Plibersek is a popular and prominent figure in a political movement which has declared its intent to act to repair Australia’s battered environmental estate.
Her early rhetoric inspired hope. In her first major address at the National Press Club she excoriated the previous Coalition government’s record and declared: “It’s well past time we get to work.”
Australia’s environment is a miracle of evolution. More than 80 per cent of Australia’s nearly 400 mammal species, from the furry greater glider that sails through treetops to the egg-laying, poisonous platypus, are found nowhere else.
But nature is in crisis, with massive losses of habitat and booming feral species populations.
Australia has lost the most mammals of any continent. The 39 mammal species that have disappeared since 1788 represent 38 per cent of the world’s lost mammals.
Plibersek said that the public purse cannot alone reverse this trend: “We’re going to need other sources of income, including philanthropy and business investment.”
Plibersek soon made what some dubbed a brave commitment to end Australia’s long line of species extinctions. By December 2022 she had secured hosting privileges for Monday’s summit to “drive investment in nature and strengthen activities to protect and repair our environment”.
Also that year, she committed to creating national environmental standards that would rule out damage to critical habitats, including revoking a carve out from federal law that shields logging operations from federal oversight.
But next week’s global summit will be held during a parliamentary sitting week when it is likely legislation to create the EPA will fail to pass – legislation which includes powers to greenlight or block development applications and the ability to impose big fines on companies who don’t comply with nature laws.
Critics claim Plibersek has little to show for her ambition, but she says the government has an enviable record of boosting environmental protections and renewable energy growth.
“What we try to do as a government is make sure that sensible development and environmental protection can coexist,” she said.
“We have legislated a safeguard mechanism [to cap greenhouse gases from the nation’s largest polluters] that the Greens and the [independent] teals supported because it is bringing down pollution in Australia.
“We set a trajectory to net zero by 2050, with 43 per cent emissions reduction by 2030. There will be some people at the margins who argue that’s not fast enough. I get that, but we now have a legislative mechanism to get to net zero carbon emissions – and that’s huge progress.”

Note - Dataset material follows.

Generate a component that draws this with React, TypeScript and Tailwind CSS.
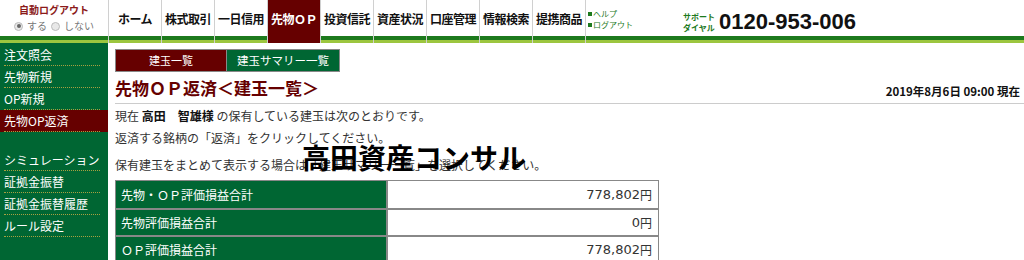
import React from "react";

const navItems = ["ホーム", "株式取引", "一日信用", "先物ＯＰ", "投資信託", "資産状況", "口座管理", "情報検索", "提携商品"];
const sideTop = ["注文照会", "先物新規", "OP新規", "先物OP返済"];
const sideBottom = ["シミュレーション", "証拠金振替", "証拠金振替履歴", "ルール設定"];
const rows = [
  ["先物・ＯＰ評価損益合計", "778,802", "円"],
  ["先物評価損益合計", "0", "円"],
  ["ＯＰ評価損益合計", "778,802", "円"],
];

function Band({ active }: { active?: boolean }) {
  return active ? (
    <div className="h-[7px] bg-[#660000]" />
  ) : (
    <>
      <div className="h-[4px] bg-[#1d7a1d]" />
      <div className="h-[3px] bg-[#9cc63f]" />
    </>
  );
}

export default function App() {
  return (
    <div className="w-[1024px] h-[260px] overflow-hidden bg-white text-[#333]" style={{ fontFamily: '"Noto Sans CJK JP", "Liberation Sans", sans-serif' }}>
      {/* Header */}
      <div className="flex h-[43px]">
        <div className="w-[109px] flex flex-col border-r border-[#d0d0d0]">
          <div className="h-[36px] flex flex-col items-center pt-[2px]">
            <div className="text-[10px] font-bold text-[#8b1a1a] leading-[16px]">自動ログアウト</div>
            <div className="flex items-center gap-[4px] text-[10px] text-[#777] leading-[16px]">
              <span className="w-[9px] h-[9px] rounded-full border border-[#bbb] bg-[#e8e8e8] flex items-center justify-center">
                <span className="w-[4px] h-[4px] rounded-full bg-[#666]" />
              </span>
              <span>する</span>
              <span className="w-[9px] h-[9px] rounded-full border border-[#bbb] bg-[#e8e8e8]" />
              <span>しない</span>
            </div>
          </div>
          <Band />
        </div>
        {navItems.map((n) => {
          const active = n === "先物ＯＰ";
          return (
            <div key={n} className={`w-[53px] flex flex-col border-r border-[#d0d0d0] ${active ? "bg-[#660000]" : ""}`}>
              <div className={`h-[36px] pt-[2px] flex items-center justify-center text-[12px] font-bold whitespace-nowrap tracking-[-0.5px] ${active ? "text-white" : "text-[#111]"}`}>
                {n}
              </div>
              <Band active={active} />
            </div>
          );
        })}
        <div className="flex-1 flex flex-col">
          <div className="h-[36px] flex items-center pt-[2px]">
            <div className="w-[97px] pl-[2px] text-[8px] leading-[11px] text-[#1d7a1d]">
              <div className="flex items-center gap-[1px]"><span className="w-[4px] h-[4px] bg-[#1d7a1d]" />ヘルプ</div>
              <div className="flex items-center gap-[1px]"><span className="w-[4px] h-[4px] bg-[#1d7a1d]" />ログアウト</div>
            </div>
            <div className="text-[8px] leading-[11px] text-[#1d7a1d] font-bold pt-[6px]">
              <div>サポート</div>
              <div>ダイヤル</div>
            </div>
            <div className="ml-[4px] pt-[6px] text-[22px] font-bold text-[#111] leading-[24px]" style={{ fontFamily: '"Liberation Sans", sans-serif' }}>0120-953-006</div>
          </div>
          <Band />
        </div>
      </div>

      <div className="flex">
        {/* Sidebar */}
        <div className="w-[108px] h-[217px] bg-[#006633] pt-[1px]">
          {sideTop.map((s) => (
            <div key={s} className={`h-[22px] relative ${s === "先物OP返済" ? "bg-[#660000]" : ""}`}>
              <div className="pl-[4px] text-[12px] leading-[21px] text-white">{s}</div>
              <div className="absolute left-[4px] right-[8px] bottom-0 border-b border-dotted border-[#a8a040]" />
            </div>
          ))}
          <div className="h-[17px]" />
          {sideBottom.map((s) => (
            <div key={s} className="h-[22px] relative">
              <div className="pl-[4px] text-[12px] leading-[21px] text-white">{s}</div>
              <div className="absolute left-[4px] right-[8px] bottom-0 border-b border-dotted border-[#a8a040]" />
            </div>
          ))}
        </div>

        {/* Content */}
        <div className="flex-1 pl-[7px] pt-[6px] relative">
          <div className="flex">
            <div className="w-[112px] h-[23px] bg-[#660000] border border-[#888] text-white text-[11px] flex items-center justify-center">建玉一覧</div>
            <div className="w-[113px] h-[23px] bg-[#006633] border border-l-0 border-[#888] text-white text-[11.5px] flex items-center justify-center">建玉サマリー一覧</div>
          </div>
          <div className="flex items-end justify-between border-b border-[#ccc] h-[32px] pb-[5px] pr-[4px]">
            <div className="text-[17px] font-bold text-[#660000] leading-[21px]">先物ＯＰ返済＜建玉一覧＞</div>
            <div className="text-[11.5px] font-bold text-[#111] leading-[14px]">2019年8月6日 09:00 現在</div>
          </div>
          <div className="text-[12px] text-[#333] leading-[22px] pt-[1px]">
            現在 <span className="font-bold text-[#111]">高田　智雄様</span> の保有している建玉は次のとおりです。
          </div>
          <div className="text-[12px] text-[#333] leading-[22px]">返済する銘柄の「返済」をクリックしてください。</div>
          <div className="text-[12px] text-[#333] leading-[22px] pt-[5px]">保有建玉をまとめて表示する場合は「建玉サマリー一覧」を選択してください。</div>
          <div className="absolute left-[194px] top-[97px] text-[28px] font-bold text-black leading-[34px]">高田資産コンサル</div>
          <div className="mt-[4px] w-[544px] border border-[#888]">
            {rows.map(([l, v, u], i) => (
              <div key={l} className={`flex h-[27px] ${i > 0 ? "border-t-2 border-[#888]" : ""}`}>
                <div className="w-[272px] bg-[#006633] text-white text-[12px] flex items-center pl-[5px] border-r-2 border-[#888]">{l}</div>
                <div className="flex-1 text-[12px] text-[#333] flex items-center justify-end pr-[6px]">
                  <span className="text-[13px]" style={{ fontFamily: '"DejaVu Sans", sans-serif' }}>{v}</span>
                  <span>{u}</span>
                </div>
              </div>
            ))}
          </div>
        </div>
      </div>
    </div>
  );
}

Kelly O’Shannessy, chief executive of one of the nation’s largest environmental groups, the Australian Conservation Foundation, is alive to the difficult politics facing the government but is frustrated nonetheless.
The bill to create an EPA was halted after public pressure from the mining industry, following which Prime Minister Anthony Albanese declared his government would not agree to the Greens’ demand to create a “climate trigger” law, which would allow the government to block fossil fuel projects.
“It’s terribly embarrassing for Australia to host a global nature positive summit and not have passed our nature positive laws, and also to be a world leader in extinction, a world leader in the export of coal and gas, and therefore fossil carbon emissions,” O’Shannessy said.
“The government has just approved another three coal mines. That’s over a billion tons of carbon pollution. We are a global carbon bomb, because we have so much fossil fuels, and we dig them up and export them.”
Conservation groups are even staging a protest at the summit against the Albanese government’s “hypocritical” stance on fossil fuels, like its future gas strategy to promote new sources of the fuel and recent approval of three coal mines.
There will be no such protest from the Labor Environment Action Network (LEAN), the biggest grouping in the party’s membership across the country, but national co-convener Felicity Wade said the government must deliver the reforms it had promised.
“LEAN members are the heart and soul of the party, they are the people who doorknock, hand out and support local members,” Wade said.
“Three-hundred and seventy Labor branches supported LEAN’s call to address land clearing and native forest logging.
“Ending the loss of nature is the heart of ‘nature positive’. The national policy platform reflects this majority priority, but we are still waiting for concrete action.”
Wade said the government was making “real progress” on the switch from a fossil fuel-based economy to clean renewables, but warned Albanese had failed to showcase his achievements and extend the gains to nature protections.
“The future gas strategy was an unforced error that caused distress across our membership. In 10 years I haven’t seen Labor people so rattled and confused,” she said.
“To date the prime minister has only spoken about the economy, but the opportunity is still there for him to deliver efficiency and clarity for business, as well as concrete outcomes for the environment.”
Plibersek is adamant the global summit can generate some momentum to help bridge the gap between the government’s record on climate policy and its environmental agenda.
“The world took a long time to get on board with net zero [emissions],” she said.
“Climate change is still a work in progress, but I think we’re seeing a much faster acknowledgement that biodiversity loss is a real threat and that countries and businesses need to do what they can to turn around their negative impacts on nature.”
The summit will include discussions about Taskforce on Nature-related Financial Disclosures – a global reform push from governments, businesses and NGOs to create revenue streams for environmental investments.
The complicated reform will seek to establish a set of rules for business and finance to report their activities that harm nature – like industrial development or mining – and make investments to repair the damage.
“Ordinary people are asking, when businesses claim that they’re doing something good for the environment, is it really?” Plibersek said.
“We’re looking at how we really recognise and reward businesses that are genuinely doing the right thing and what sort of frameworks we need to make sure that’s verifiable and transparent.”